Everything about her takes on different meaning.  Her open suitcase, spilling its contents in the living room, makes me ache inside.  I know she has so little, and now, it all seems to fit in a suitcase.  

Her toiletries, neatly spread on the counter in my bathroom and partly covered with a small towel she brought from home, make me envious.  They are a part of her life in a way I can't be.  Her jar of face cream, the same kind she used when I was growing up, touches me to the core.

The morning of the day she's to leave, we're different around each other.  Kinder.  Gentler.  We're not sure when we'll see each other again.  Or even if we will.  Things happen.

While I was busy trying to be heard more than I was prepared to listen, her three days with us passed in a blink.  I can't watch as her things are returned to the suitcase.  I am sorely aware of how I failed during her visit.  All the things that didn't need to be said or shouldn't have been; all those that should have been but weren't.  I didn't try.
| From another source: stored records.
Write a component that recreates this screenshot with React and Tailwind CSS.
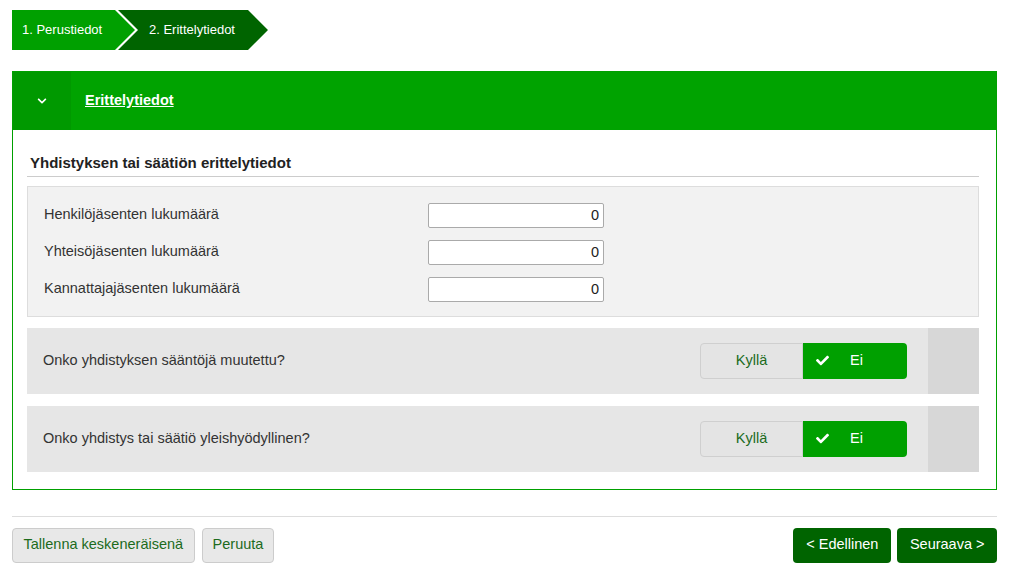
import React from 'react';
import { FaCheck, FaChevronDown } from 'react-icons/fa';

const fields = [
  'Henkilöjäsenten lukumäärä',
  'Yhteisöjäsenten lukumäärä',
  'Kannattajajäsenten lukumäärä',
];

const questions = [
  'Onko yhdistyksen sääntöjä muutettu?',
  'Onko yhdistys tai säätiö yleishyödyllinen?',
];

const Toggle = () => (
  <div className="flex h-9 w-[207px]">
    <button className="flex-1 rounded-l-[4px] border border-[#cfcfcf] bg-[#e4e4e4] text-[14.5px] text-[#1c6b1c]">
      Kyllä
    </button>
    <button className="flex w-[104px] items-center rounded-r-[4px] bg-[#00a000] pl-[13px] text-[14.5px] text-white">
      <FaCheck className="h-[13px] w-[13px]" />
      <span className="ml-[21px]">Ei</span>
    </button>
  </div>
);

export default function App() {
  return (
    <div className="min-h-[583px] bg-white font-['Liberation_Sans',Arial,sans-serif] text-[14.5px] text-[#333]">
      {/* Steps */}
      <div className="flex pl-3 pt-[10px]">
        <div className="flex h-10 w-[123px] items-center bg-[#00a000] pl-[10px] text-[13px] text-white [clip-path:polygon(0_0,calc(100%_-_20px)_0,100%_50%,calc(100%_-_20px)_100%,0_100%)]">
          1. Perustiedot
        </div>
        <div className="-ml-[17px] flex h-10 w-[150px] items-center bg-[#006400] pl-[31px] text-[13px] text-white [clip-path:polygon(0_0,calc(100%_-_20px)_0,100%_50%,calc(100%_-_20px)_100%,0_100%,20px_50%)]">
          2. Erittelytiedot
        </div>
      </div>

      {/* Panel */}
      <div className="ml-3 mt-[21px] w-[985px] border border-[#00a000]">
        <div className="flex h-[58px] items-center bg-[#00a300]">
          <div className="flex h-full w-[58px] items-center justify-center bg-[#009900] text-white">
            <FaChevronDown className="h-[10px] w-[10px]" />
          </div>
          <a href="#" className="ml-[14px] text-[14.5px] font-bold text-white underline">
            Erittelytiedot
          </a>
        </div>

        <div className="pb-[17px] pl-[14px] pr-[17px] pt-[22px]">
          <h3 className="ml-[3px] text-[15px] font-bold text-[#222]">
            Yhdistyksen tai säätiön erittelytiedot
          </h3>
          <div className="mt-[1px] border-t border-[#cccccc]" />

          <div className="mt-[9px] flex flex-col gap-[12px] border border-[#dddddd] bg-[#f2f2f2] px-4 pb-[14px] pt-[16px]">
            {fields.map((f) => (
              <div key={f} className="flex items-center">
                <span className="w-[384px] text-[14.5px]">{f}</span>
                <input
                  readOnly
                  value="0"
                  className="h-[25px] w-[176px] rounded-[2px] border border-[#aaaaaa] bg-white pr-[4px] text-right text-[14.5px] text-[#222]"
                />
              </div>
            ))}
          </div>

          {questions.map((q, i) => (
            <div
              key={q}
              className={`flex h-[66px] items-center bg-[#e6e6e6] ${i === 0 ? 'mt-[11px]' : 'mt-3'}`}
            >
              <span className="flex-1 pl-4 text-[14.5px]">{q}</span>
              <Toggle />
              <div className="ml-[21px] h-full w-[51px] bg-[#d7d7d7]" />
            </div>
          ))}
        </div>
      </div>

      {/* Footer */}
      <div className="ml-3 mt-[26px] w-[985px] border-t border-[#dddddd] pt-[11px]">
        <div className="flex items-center">
          <button className="h-[35px] rounded-[4px] border border-[#cccccc] bg-[#e8e8e8] px-[10.5px] text-[14.5px] text-[#1c6b1c]">
            Tallenna keskeneräisenä
          </button>
          <button className="ml-[7px] h-[35px] rounded-[4px] border border-[#cccccc] bg-[#e8e8e8] px-[10px] text-[14.5px] text-[#1c6b1c]">
            Peruuta
          </button>
          <div className="flex-1" />
          <button className="h-[35px] rounded-[4px] bg-[#006400] px-[13px] text-[14.5px] text-white">
            &lt; Edellinen
          </button>
          <button className="ml-[6px] h-[35px] rounded-[4px] bg-[#006400] px-[12.5px] text-[14.5px] text-white">
            Seuraava &gt;
          </button>
        </div>
      </div>
    </div>
  );
}
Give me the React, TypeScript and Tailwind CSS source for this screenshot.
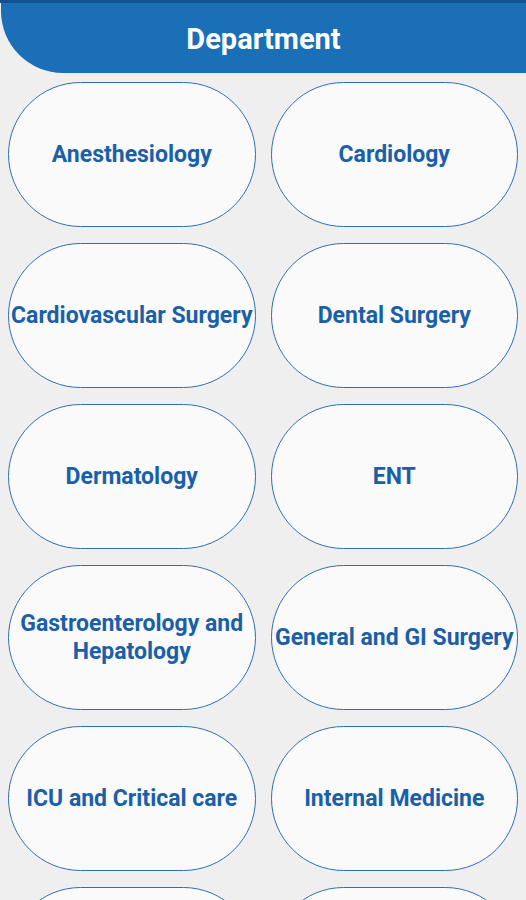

We're back at the Greyhound station well in advance of her scheduled departure.  Plenty of time remaining to tell her what I need to say.

She needs to hear what the warm but searching expression on her face tells me.  Still, the unfamiliar emotions and words are lost somewhere in the past.  We embrace, as though an expressioin of regret over this visit and, perhaps, hope for the next.  Maybe then…

"You don't need to wait," she says.  "I know you have things to do."

None nearly as important as the one thing I can't, Mom.